Em sua última edição, o programa “Fantástico” (TV Globo, 26/11/2006) apresentou um novo tipo de jornalismo: o que produz “quase-notícias”. À frente da empreitada o repórter Valmir Salaro, um personagem conhecido de uma das mais tristes páginas da imprensa brasileira: o caso da Escola Base, ocorrido em 1994.
Vamos ao texto para entender a “quase-notícia”: “Em junho de 2001, um MD-11 da Varig e um Airbus da Vasp quase se chocaram (sic) perto da cidade de Alta Floresta, no Mato Grosso”. O relatório sobre o incidente revelara “mais um caso de quase-colisão no ar (sic) sobre a Amazônia”.
A tese é que existe um ponto cego no espaço aéreo brasileiro onde caiu o avião da Gol. Para sustentar isto, o jornalista fez uma “reportagem” de fonte única, que por ser militar não poderia ser identificada. A Agência Nacional de Aviação Civil (Anac) não foi ouvida, tampouco a Aeronáutica, autoridades do governo federal e empresas aéreas. Salaro ouviu sua fonte oculta e mostrou uma tela de computador como “prova que existe um enorme buraco negro nos céus do Brasil”. O entrevistado diz que os controles são obsoletos e que “não se sente seguro voando de avião”.

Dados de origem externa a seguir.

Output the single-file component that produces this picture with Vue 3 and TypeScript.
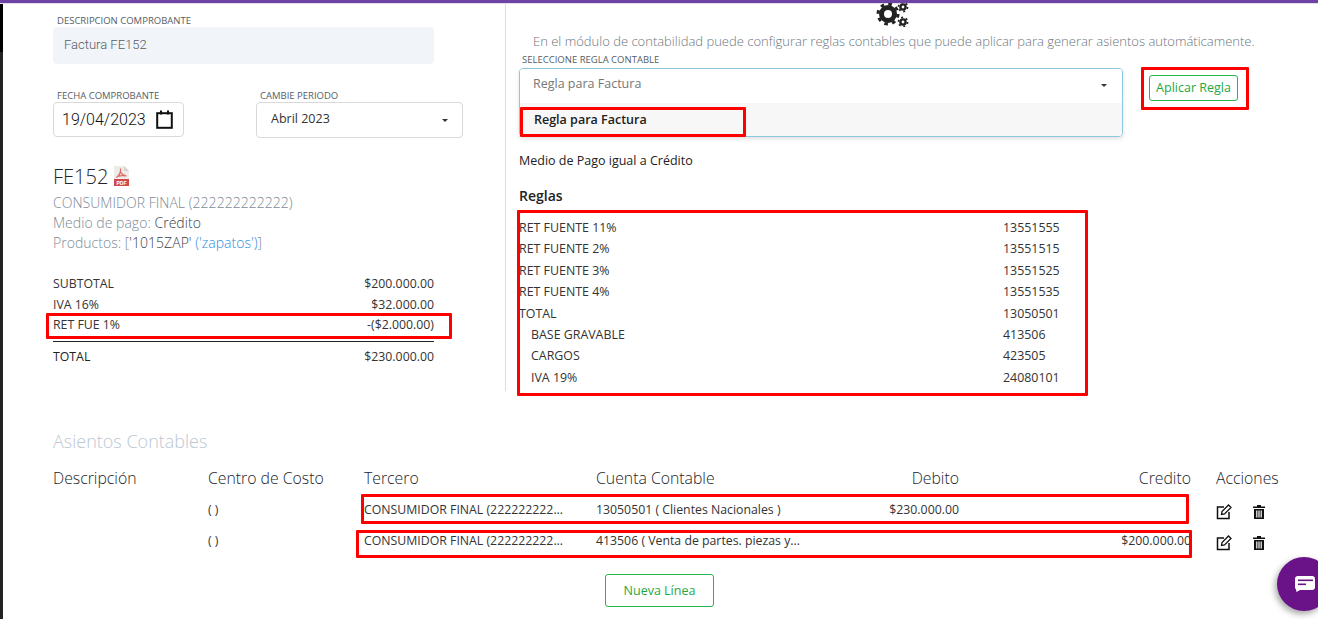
<template>
  <div class="page">
    <div class="topbar"></div>
    <div class="main">
      <div class="strip"></div>
      <div class="content">
        <div class="top">
          <!-- Comprobante -->
          <section class="left">
            <label class="field-label desc-label">DESCRIPCION COMPROBANTE</label>
            <div class="desc-input">Factura FE152</div>

            <div class="date-row">
              <div class="date-col">
                <label class="field-label">FECHA COMPROBANTE</label>
                <div class="date-input">
                  <span>19/04/2023</span>
                  <svg width="17" height="19" viewBox="0 0 17 19">
                    <rect x="1.2" y="3.2" width="14.6" height="14.6" fill="none" stroke="#111" stroke-width="2" />
                    <rect x="4" y="0.5" width="2" height="4" fill="#111" />
                    <rect x="11" y="0.5" width="2" height="4" fill="#111" />
                  </svg>
                </div>
              </div>
              <div class="period-col">
                <label class="field-label">CAMBIE PERIODO</label>
                <div class="period-select">
                  <span>Abril 2023</span>
                  <i class="caret"></i>
                </div>
              </div>
            </div>

            <h2 class="doc-title">
              FE152
              <svg class="pdf" width="15" height="20" viewBox="0 0 15 20">
                <path d="M0 0H10L15 5V20H0Z" fill="#efebe6" />
                <path d="M10 0L15 5H10Z" fill="#d8d2cc" />
                <path d="M6.5 2.5C7 6 5.5 9 2.5 11.5M6.5 6C7.5 8 9.5 9.5 12.5 10M3.5 10.5C6 9.5 9 9.3 12 10" fill="none" stroke="#dd6a66" stroke-width="1.2" />
                <rect x="0" y="13" width="15" height="7" fill="#d2494b" />
                <text x="7.5" y="18.6" class="pdf-text">PDF</text>
              </svg>
            </h2>
            <p class="doc-line">CONSUMIDOR FINAL (222222222222)</p>
            <p class="doc-line">Medio de pago: <span class="dark">Crédito</span></p>
            <p class="doc-line">Productos: [<span class="dark">'1015ZAP'</span> <span class="link">('zapatos')</span>]</p>

            <div class="totals">
              <div class="total-row"><span>SUBTOTAL</span><span>$200.000.00</span></div>
              <div class="total-row"><span>IVA 16%</span><span>$32.000.00</span></div>
              <div class="total-row last"><span>RET FUE 1%</span><span>-($2.000.00)</span></div>
              <div class="total-row sum"><strong>TOTAL</strong><span>$230.000.00</span></div>
            </div>
          </section>

          <!-- Reglas contables -->
          <section class="right">
            <div class="gears">
              <svg width="33" height="24" viewBox="0 0 33 24">
                <circle cx="12" cy="11" r="6.5" fill="none" stroke="#222" stroke-width="5" />
                <circle cx="12" cy="11" r="10" fill="none" stroke="#222" stroke-width="3" stroke-dasharray="3.6 4.25" />
                <circle cx="27" cy="4" r="2.6" fill="none" stroke="#222" stroke-width="2.4" />
                <circle cx="27" cy="4" r="4.6" fill="none" stroke="#222" stroke-width="1.6" stroke-dasharray="2 2.8" />
                <circle cx="27" cy="19" r="2.6" fill="none" stroke="#222" stroke-width="2.4" />
                <circle cx="27" cy="19" r="4.6" fill="none" stroke="#222" stroke-width="1.6" stroke-dasharray="2 2.8" />
              </svg>
            </div>
            <p class="intro">En el módulo de contabilidad puede configurar reglas contables que puede aplicar para generar asientos automáticamente.</p>
            <label class="field-label rule-label">SELECCIONE REGLA CONTABLE</label>
            <div class="rule-row">
              <div class="rule-select">
                <div class="rule-head">
                  <span>Regla para Factura</span>
                  <i class="caret"></i>
                </div>
                <div class="rule-menu">Regla para Factura</div>
              </div>
              <button class="btn apply">Aplicar Regla</button>
            </div>
            <p class="condition">Medio de Pago igual a Crédito</p>
            <h3 class="rules-title">Reglas</h3>
            <ul class="rules">
              <li v-for="rule in rules" :key="rule.code" :class="{ sub: rule.sub }">
                <span class="rule-name">{{ rule.name }}</span>
                <span>{{ rule.code }}</span>
              </li>
            </ul>
          </section>
        </div>

        <!-- Asientos -->
        <section class="entries">
          <h2 class="entries-title">Asientos Contables</h2>
          <div class="grid head">
            <span>Descripción</span>
            <span>Centro de Costo</span>
            <span>Tercero</span>
            <span>Cuenta Contable</span>
            <span class="num">Debito</span>
            <span class="num">Credito</span>
            <span class="actions-head">Acciones</span>
          </div>
          <div v-for="(line, i) in lines" :key="i" class="grid line">
            <span></span>
            <span>( )</span>
            <span>{{ line.third }}</span>
            <span>{{ line.account }}</span>
            <span class="num">{{ line.debit }}</span>
            <span class="num">{{ line.credit }}</span>
            <span class="actions">
              <svg width="16" height="16" viewBox="0 0 16 16">
                <path d="M8 3H1.5V14.5H13V8" fill="none" stroke="#111" stroke-width="1.5" />
                <path d="M5.5 10.5L6 7.5L12.5 1L15 3.5L8.5 10Z" fill="none" stroke="#111" stroke-width="1.3" />
              </svg>
              <svg width="12" height="14" viewBox="0 0 12 14">
                <path d="M0 1.5H4V0H8V1.5H12V3H0Z" fill="#111" />
                <path d="M1 4H11V14H1ZM3.2 5.5V12.5H4.4V5.5ZM5.4 5.5V12.5H6.6V5.5ZM7.6 5.5V12.5H8.8V5.5Z" fill="#111" fill-rule="evenodd" />
              </svg>
            </span>
          </div>
          <div class="new-line">
            <button class="btn add">Nueva Línea</button>
          </div>
        </section>
      </div>
    </div>

    <!-- Marcas rojas sobre la captura -->
    <div v-for="mark in marks" :key="mark.id" class="mark" :style="mark.style"></div>

    <div class="chat">
      <svg width="20" height="16" viewBox="0 0 20 16">
        <path d="M3 0H17A3 3 0 0 1 20 3V11A3 3 0 0 1 17 14H5L1.5 16L1 13.5A3 3 0 0 1 0 11V3A3 3 0 0 1 3 0Z" fill="#fff" />
        <rect x="3" y="3.5" width="15" height="1.6" fill="#6a1287" />
        <rect x="3" y="7.5" width="8" height="1.6" fill="#6a1287" />
      </svg>
    </div>
  </div>
</template>

<script setup lang="ts">
interface Rule {
  name: string
  code: string
  sub?: boolean
}

const rules: Rule[] = [
  { name: 'RET FUENTE 11%', code: '13551555' },
  { name: 'RET FUENTE 2%', code: '13551515' },
  { name: 'RET FUENTE 3%', code: '13551525' },
  { name: 'RET FUENTE 4%', code: '13551535' },
  { name: 'TOTAL', code: '13050501' },
  { name: 'BASE GRAVABLE', code: '413506', sub: true },
  { name: 'CARGOS', code: '423505', sub: true },
  { name: 'IVA 19%', code: '24080101', sub: true },
]

const lines = [
  {
    third: 'CONSUMIDOR FINAL (222222222...',
    account: '13050501 ( Clientes Nacionales )',
    debit: '$230.000.00',
    credit: '',
  },
  {
    third: 'CONSUMIDOR FINAL (222222222...',
    account: '413506 ( Venta de partes. piezas y...',
    debit: '',
    credit: '$200.000.00',
  },
]

// x0, y0, x1, y1 of each red annotation box
const boxes: [number, number, number, number][] = [
  [1141, 67, 1249, 110],
  [520, 107, 746, 137],
  [517, 210, 1088, 396],
  [46, 313, 452, 339],
  [361, 494, 1189, 524],
  [356, 530, 1192, 558],
]

const marks = boxes.map(([x0, y0, x1, y1], id) => ({
  id,
  style: {
    left: `${x0}px`,
    top: `${y0}px`,
    width: `${x1 - x0}px`,
    height: `${y1 - y0}px`,
  },
}))
</script>

<style>
html,
body {
  margin: 0;
  background: #fff;
}
</style>

<style scoped>
.page {
  position: relative;
  width: 1318px;
  height: 619px;
  overflow: hidden;
  display: flex;
  flex-direction: column;
  font-family: "Open Sans", sans-serif;
  font-weight: 300;
  color: #212529;
  background: #fff;
}

.topbar {
  height: 3px;
  flex: none;
  background: #6f42a6;
  border-bottom: 1px solid #e4e0ea;
}

.main {
  flex: 1;
  display: flex;
  min-height: 0;
}

.strip {
  width: 3px;
  flex: none;
  background: linear-gradient(#000 48px, #222 48px);
}

.content {
  flex: 1;
  min-width: 0;
}

.top {
  display: flex;
  height: 387px;
}

.left {
  width: 502px;
  box-sizing: border-box;
  padding: 0 0 0 50px;
}

.field-label {
  display: block;
  font-size: 9.5px;
  font-weight: 400;
  line-height: 12px;
  color: #555e66;
  padding-left: 4px;
}

.desc-label {
  margin-top: 11px;
}

.desc-input {
  width: 381px;
  height: 37px;
  box-sizing: border-box;
  padding: 0 11px 3px;
  display: flex;
  align-items: center;
  background: #f1f4f8;
  border-radius: 4px;
  font-family: Roboto, sans-serif;
  font-size: 13px;
  font-weight: 300;
  color: #555e66;
}

.date-row {
  display: flex;
  margin-top: 26px;
}

.date-col {
  width: 203px;
}

.period-col {
  width: 207px;
}

.date-input,
.period-select {
  height: 35px;
  box-sizing: border-box;
  display: flex;
  align-items: center;
  border: 1px solid #d9d9d9;
  border-radius: 4px;
}

.date-input {
  width: 131px;
  padding: 0 10px 0 8px;
  justify-content: space-between;
  font-family: Roboto, sans-serif;
  font-size: 16px;
  font-weight: 300;
  color: #111;
}

.period-select {
  height: 36px;
  padding: 0 14px 3px;
  justify-content: space-between;
  font-size: 12.5px;
  font-weight: 400;
  color: #333;
}

.caret {
  width: 0;
  height: 0;
  border-left: 3.5px solid transparent;
  border-right: 3.5px solid transparent;
  border-top: 3.5px solid #333;
  margin-top: 3px;
}

.doc-title {
  margin: 26px 0 0;
  display: flex;
  align-items: center;
  gap: 6px;
  height: 24px;
  font-size: 20px;
  font-weight: 300;
  color: #212529;
}

.doc-line {
  margin: 0;
  width: 400px;
  font-size: 14px;
  letter-spacing: 0.03px;
  line-height: 20px;
  color: #7d8a96;
}

.doc-title + .doc-line {
  margin-top: 5px;
}

.pdf-text {
  font-family: "Liberation Sans", sans-serif;
  font-size: 5px;
  font-weight: 700;
  fill: #fff;
  text-anchor: middle;
}

.dark {
  color: #39414a;
}

.link {
  color: #2d8fe0;
  font-weight: 300;
}

.totals {
  margin-top: 21px;
  width: 381px;
  font-size: 12.3px;
  font-weight: 400;
  color: #333;
}

.total-row {
  display: flex;
  justify-content: space-between;
  height: 20.5px;
  line-height: 20.5px;
}

.total-row.last {
  height: 26px;
  border-bottom: 1px solid #222;
}

.total-row.sum {
  margin-top: 5px;
}

.total-row strong {
  font-weight: 500;
  color: #222;
}

.right {
  flex: 1;
  min-width: 0;
  border-left: 1px solid #dedede;
  padding-left: 13px;
}

.gears {
  width: 33px;
  height: 24px;
  margin-left: 357px;
  margin-top: -1px;
}

.intro {
  margin: 4px 0 0 14px;
  font-size: 13px;
  line-height: 20px;
  white-space: nowrap;
  color: #6c757d;
}

.rule-label {
  margin-top: 3px;
  padding-left: 3px;
}

.rule-row {
  display: flex;
  align-items: flex-start;
  gap: 26px;
  margin-top: 2px;
}

.rule-select {
  width: 604px;
  height: 69px;
  box-sizing: border-box;
  border: 1px solid #8ec8dc;
  border-radius: 4px;
  box-shadow: 0 2px 4px rgba(0, 0, 0, 0.12);
  overflow: hidden;
}

.rule-head {
  height: 34px;
  box-sizing: border-box;
  padding: 0 15px 5px 13px;
  display: flex;
  align-items: center;
  justify-content: space-between;
  font-size: 12.5px;
  font-weight: 400;
  color: #777;
  background: #fff;
}

.rule-menu {
  height: 33px;
  box-sizing: border-box;
  padding: 0 14px;
  display: flex;
  align-items: center;
  background: #f7f7f7;
  font-size: 12.5px;
  font-weight: 600;
  color: #222;
}

.btn {
  font-family: inherit;
  background: #fff;
  border: 1px solid #28b44c;
  border-radius: 3px;
  color: #1fa83f;
  font-weight: 400;
  cursor: pointer;
  padding: 0;
}

.apply {
  width: 89px;
  height: 26px;
  margin-top: 7px;
  padding-bottom: 2px;
  font-size: 12.5px;
}

.condition {
  margin: 15px 0 0;
  font-size: 12.5px;
  font-weight: 400;
  line-height: 18px;
  color: #222;
}

.rules-title {
  margin: 16px 0 0;
  font-size: 14px;
  font-weight: 600;
  line-height: 20px;
  color: #222;
}

.rules {
  list-style: none;
  margin: 11px 0 0;
  padding: 0;
  font-size: 12.4px;
  font-weight: 400;
  color: #333;
}

.rules li {
  display: flex;
  height: 21.4px;
  line-height: 21.4px;
}

.rule-name {
  width: 484px;
}

.rules li.sub .rule-name {
  width: 472px;
  padding-left: 12px;
}

.entries {
  padding-left: 50px;
}

.entries-title {
  margin: 38px 0 0;
  font-size: 18px;
  font-weight: 300;
  line-height: 25px;
  color: #bcc7d2;
}

.grid {
  display: grid;
  grid-template-columns: 155px 156px 232px 232px 131px 232px 1fr;
  align-items: center;
}

.head {
  height: 24px;
  margin-top: 12px;
  font-size: 15.8px;
  color: #212529;
}

.line {
  height: 31px;
  font-size: 12.3px;
  font-weight: 400;
  color: #333;
}

.head + .line {
  margin-top: 4px;
}

.num {
  text-align: right;
}

.actions-head {
  padding-left: 25px;
}

.actions {
  display: flex;
  align-items: center;
  gap: 21px;
  padding-left: 25px;
  padding-top: 4px;
}

.new-line {
  width: 1213px;
  display: flex;
  justify-content: center;
  margin-top: 18px;
}

.add {
  width: 109px;
  height: 33px;
  font-size: 12.5px;
}

.mark {
  position: absolute;
  box-sizing: border-box;
  border: 3px solid #f00;
  border-radius: 1px;
  pointer-events: none;
}

.chat {
  position: absolute;
  left: 1277px;
  top: 557px;
  width: 54px;
  height: 54px;
  border-radius: 50%;
  background: #6a1287;
  box-shadow: -2px 3px 6px rgba(0, 0, 0, 0.35);
  display: flex;
  align-items: center;
  padding: 0 0 0 18px;
  box-sizing: border-box;
}
</style>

Os dados disponíveis no site da Anac indicam outra realidade: de janeiro a junho deste ano mais de 26 milhões de pessoas usaram os vôos domésticos no país. O número de acidentes até maio era 32; e 45 pessoas tinham morrido (até 30 de junho). Se o “caos” fosse realidade os números o denunciariam. Há outros veículos da mídia nessa “onda”.
Vejamos mais um caso recente: o assassinato do casal de aposentados, Sebastião e Hilda Tavares, no dia 17 de novembro, em São Paulo (SP). A mídia destacou a crueldade e, especialmente, a apressada conclusão do delegado titular da 23ª DP de que o filho do casal, o escrevente Rogério Gonçalves Tavares, seria o “principal suspeito”. Bastou a “suspeição” para Rogério ser transformado num psicopata capaz de matar os pais a facadas. Ele foi tratado pelos jornais de 18/11/06 como culpado, teve a casa pichada com mensagens ofensivas e ameaçadoras. Perfis publicados também davam conta de que ele poderia ser doente mental.
Dois dias depois, a polícia prendeu o assassino confesso – um vizinho da família. “Ao fim e ao cabo, a verdade é que a mídia comprou a versão apressada de um delegado – exatamente o mesmo roteiro do início da Escola Base. Bastaria um pouco de prudência dos jornalistas e o mal feito ao escrevente teria sido evitado”, critica o jornalista Luiz Antonio Magalhães.
O caso Escola Base ocorreu na Semana Santa de 1994. Seis cidadãos comuns (donos de uma escola de ensino fundamental, em São Paulo) foram vítimas da acusação de abuso sexual contra crianças. Suas vidas foram arrasadas, a escola depredada pela população, o negócio faliu. Quatro meses depois, um extenso inquérito policial provou que os casais Saulo e Mara Nunes, Icushiro e Cida Shimada, Maurício e Paula Alvarenga eram inocentes.
Lá estava outra vez Valmir Salaro, puxando a repercussão do caso no “Jornal Nacional” (29/03/1994), sem ouvir nenhum dos acusados. O jornalista Alex Ribeiro, em seu livro “Caso Escola Base: os abusos da imprensa”, relata que Salaro testemunhou uma sessão de tortura, física e psicológica, aplicada a quatro dos seis acusados. Depois, cunhou o selo que os acompanharia pelo resto de suas vidas: os donos da “escolinha do sexo”. E continua na telinha, fazendo seu quase-jornalismo e colocando em risco reputações, imagens, negócios, vidas.
Samuel Lima é doutor em mídia e teoria do conhecimento pela UFSC e coordenador do curso de jornalismo do Bom Jesus/ Ielusc.